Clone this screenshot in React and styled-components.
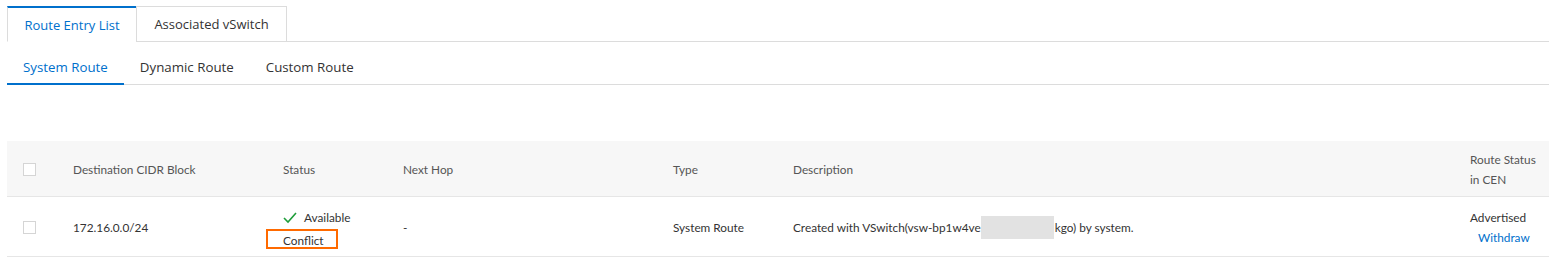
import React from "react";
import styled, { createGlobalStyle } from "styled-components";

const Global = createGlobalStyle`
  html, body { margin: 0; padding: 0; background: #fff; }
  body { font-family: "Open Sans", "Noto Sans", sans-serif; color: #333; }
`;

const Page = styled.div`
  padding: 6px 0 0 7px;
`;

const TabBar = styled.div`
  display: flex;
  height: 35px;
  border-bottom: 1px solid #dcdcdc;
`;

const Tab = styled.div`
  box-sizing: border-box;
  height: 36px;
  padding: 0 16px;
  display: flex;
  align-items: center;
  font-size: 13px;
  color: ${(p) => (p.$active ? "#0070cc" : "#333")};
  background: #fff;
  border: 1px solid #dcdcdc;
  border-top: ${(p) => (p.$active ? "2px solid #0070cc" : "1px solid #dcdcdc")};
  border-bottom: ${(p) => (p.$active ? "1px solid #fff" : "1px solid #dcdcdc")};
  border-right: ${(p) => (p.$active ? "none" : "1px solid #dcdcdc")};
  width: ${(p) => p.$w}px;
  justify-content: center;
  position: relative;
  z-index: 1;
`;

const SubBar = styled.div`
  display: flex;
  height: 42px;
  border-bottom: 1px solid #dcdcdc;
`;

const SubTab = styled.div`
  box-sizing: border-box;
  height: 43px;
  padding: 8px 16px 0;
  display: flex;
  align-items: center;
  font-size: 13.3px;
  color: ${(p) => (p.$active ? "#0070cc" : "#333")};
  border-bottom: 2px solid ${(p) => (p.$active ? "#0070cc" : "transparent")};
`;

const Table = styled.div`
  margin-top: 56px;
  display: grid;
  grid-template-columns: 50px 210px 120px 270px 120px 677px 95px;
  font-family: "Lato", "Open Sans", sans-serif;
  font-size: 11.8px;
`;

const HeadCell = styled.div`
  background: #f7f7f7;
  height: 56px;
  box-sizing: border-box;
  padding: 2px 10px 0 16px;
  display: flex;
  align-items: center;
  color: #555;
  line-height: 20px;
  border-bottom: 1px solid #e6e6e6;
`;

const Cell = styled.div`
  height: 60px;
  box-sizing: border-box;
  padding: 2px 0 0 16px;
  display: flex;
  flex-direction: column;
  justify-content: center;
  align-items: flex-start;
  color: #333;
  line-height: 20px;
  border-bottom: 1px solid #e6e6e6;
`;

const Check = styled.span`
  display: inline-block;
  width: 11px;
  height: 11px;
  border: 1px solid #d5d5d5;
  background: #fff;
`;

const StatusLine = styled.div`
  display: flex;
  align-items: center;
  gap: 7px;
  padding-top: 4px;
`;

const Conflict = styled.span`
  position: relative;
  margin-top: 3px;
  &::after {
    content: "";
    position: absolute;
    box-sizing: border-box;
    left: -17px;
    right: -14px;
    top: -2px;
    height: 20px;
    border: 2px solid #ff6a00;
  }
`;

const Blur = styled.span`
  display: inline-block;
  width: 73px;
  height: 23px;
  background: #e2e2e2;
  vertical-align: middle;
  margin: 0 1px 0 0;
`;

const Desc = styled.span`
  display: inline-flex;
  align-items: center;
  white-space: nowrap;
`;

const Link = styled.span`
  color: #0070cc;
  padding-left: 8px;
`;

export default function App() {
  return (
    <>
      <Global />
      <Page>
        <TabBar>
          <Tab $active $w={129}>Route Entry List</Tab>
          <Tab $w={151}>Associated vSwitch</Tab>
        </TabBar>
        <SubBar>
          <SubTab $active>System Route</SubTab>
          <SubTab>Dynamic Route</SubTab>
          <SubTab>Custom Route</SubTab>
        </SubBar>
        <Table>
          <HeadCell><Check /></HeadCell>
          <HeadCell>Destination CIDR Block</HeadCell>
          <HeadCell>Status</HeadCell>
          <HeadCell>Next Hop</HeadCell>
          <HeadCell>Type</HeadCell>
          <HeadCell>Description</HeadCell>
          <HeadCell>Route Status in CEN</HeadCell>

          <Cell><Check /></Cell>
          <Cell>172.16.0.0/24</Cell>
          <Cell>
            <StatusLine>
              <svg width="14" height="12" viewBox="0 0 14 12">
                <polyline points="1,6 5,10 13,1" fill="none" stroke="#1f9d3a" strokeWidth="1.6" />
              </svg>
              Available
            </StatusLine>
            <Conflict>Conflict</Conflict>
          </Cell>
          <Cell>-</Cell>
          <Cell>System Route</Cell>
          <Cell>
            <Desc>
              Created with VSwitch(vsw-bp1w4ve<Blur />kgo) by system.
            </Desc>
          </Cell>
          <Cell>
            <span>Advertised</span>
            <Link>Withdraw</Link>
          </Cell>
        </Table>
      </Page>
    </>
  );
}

**PROBLEM DETAILS**: Write down every line of the data above that includes the string "components".

**ANSWER TO THIS TASK**:
Clone this screenshot in React and styled-components.
import styled, { createGlobalStyle } from "styled-components";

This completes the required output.